■ Prompt:
Return all the data below as it stands, minus the pictures.

■ Data lines:
* Begin *

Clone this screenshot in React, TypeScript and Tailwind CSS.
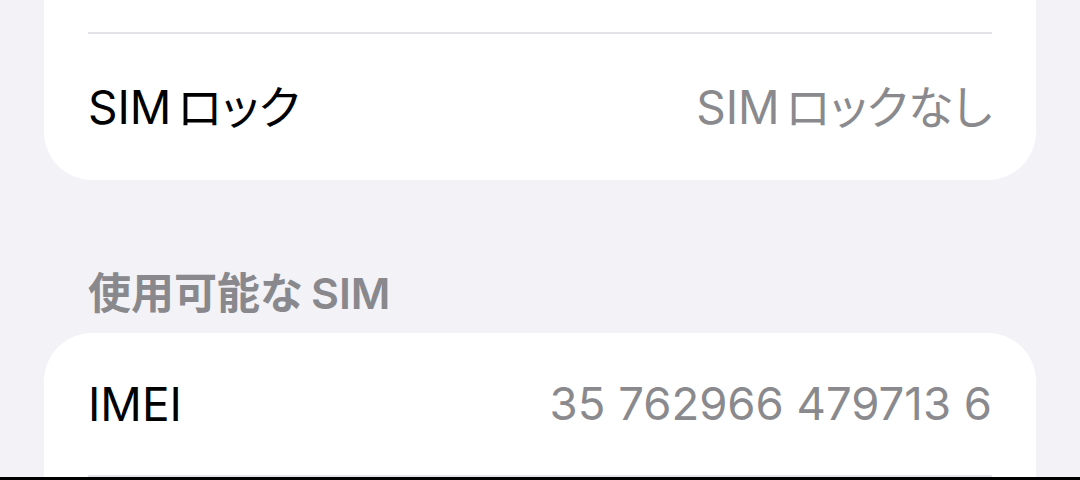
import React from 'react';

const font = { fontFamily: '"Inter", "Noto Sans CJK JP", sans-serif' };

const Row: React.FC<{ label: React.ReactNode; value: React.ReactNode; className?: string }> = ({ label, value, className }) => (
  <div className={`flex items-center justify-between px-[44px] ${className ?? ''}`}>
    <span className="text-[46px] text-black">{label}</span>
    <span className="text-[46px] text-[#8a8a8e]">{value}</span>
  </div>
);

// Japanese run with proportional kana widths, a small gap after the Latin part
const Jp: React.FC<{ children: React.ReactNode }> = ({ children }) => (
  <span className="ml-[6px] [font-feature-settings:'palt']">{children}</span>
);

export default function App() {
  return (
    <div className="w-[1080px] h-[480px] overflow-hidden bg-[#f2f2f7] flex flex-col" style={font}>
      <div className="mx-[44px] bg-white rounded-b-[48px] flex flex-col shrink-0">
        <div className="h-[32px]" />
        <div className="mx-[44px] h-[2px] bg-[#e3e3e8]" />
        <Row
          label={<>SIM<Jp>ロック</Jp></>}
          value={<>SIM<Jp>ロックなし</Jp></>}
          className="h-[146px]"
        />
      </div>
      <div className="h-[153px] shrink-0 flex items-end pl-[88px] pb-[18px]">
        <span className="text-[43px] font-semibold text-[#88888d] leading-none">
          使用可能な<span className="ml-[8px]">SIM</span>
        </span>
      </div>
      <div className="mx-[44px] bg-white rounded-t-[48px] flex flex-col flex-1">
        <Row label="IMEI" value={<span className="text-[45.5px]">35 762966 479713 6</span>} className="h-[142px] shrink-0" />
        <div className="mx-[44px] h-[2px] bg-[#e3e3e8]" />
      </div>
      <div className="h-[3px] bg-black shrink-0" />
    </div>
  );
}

* End *

■ Correct result:
Clone this screenshot in React, TypeScript and Tailwind CSS.
import React from 'react';

const font = { fontFamily: '"Inter", "Noto Sans CJK JP", sans-serif' };

const Row: React.FC<{ label: React.ReactNode; value: React.ReactNode; className?: string }> = ({ label, value, className }) => (
  <div className={`flex items-center justify-between px-[44px] ${className ?? ''}`}>
    <span className="text-[46px] text-black">{label}</span>
    <span className="text-[46px] text-[#8a8a8e]">{value}</span>
  </div>
);

// Japanese run with proportional kana widths, a small gap after the Latin part
const Jp: React.FC<{ children: React.ReactNode }> = ({ children }) => (
  <span className="ml-[6px] [font-feature-settings:'palt']">{children}</span>
);

export default function App() {
  return (
    <div className="w-[1080px] h-[480px] overflow-hidden bg-[#f2f2f7] flex flex-col" style={font}>
      <div className="mx-[44px] bg-white rounded-b-[48px] flex flex-col shrink-0">
        <div className="h-[32px]" />
        <div className="mx-[44px] h-[2px] bg-[#e3e3e8]" />
        <Row
          label={<>SIM<Jp>ロック</Jp></>}
          value={<>SIM<Jp>ロックなし</Jp></>}
          className="h-[146px]"
        />
      </div>
      <div className="h-[153px] shrink-0 flex items-end pl-[88px] pb-[18px]">
        <span className="text-[43px] font-semibold text-[#88888d] leading-none">
          使用可能な<span className="ml-[8px]">SIM</span>
        </span>
      </div>
      <div className="mx-[44px] bg-white rounded-t-[48px] flex flex-col flex-1">
        <Row label="IMEI" value={<span className="text-[45.5px]">35 762966 479713 6</span>} className="h-[142px] shrink-0" />
        <div className="mx-[44px] h-[2px] bg-[#e3e3e8]" />
      </div>
      <div className="h-[3px] bg-black shrink-0" />
    </div>
  );
}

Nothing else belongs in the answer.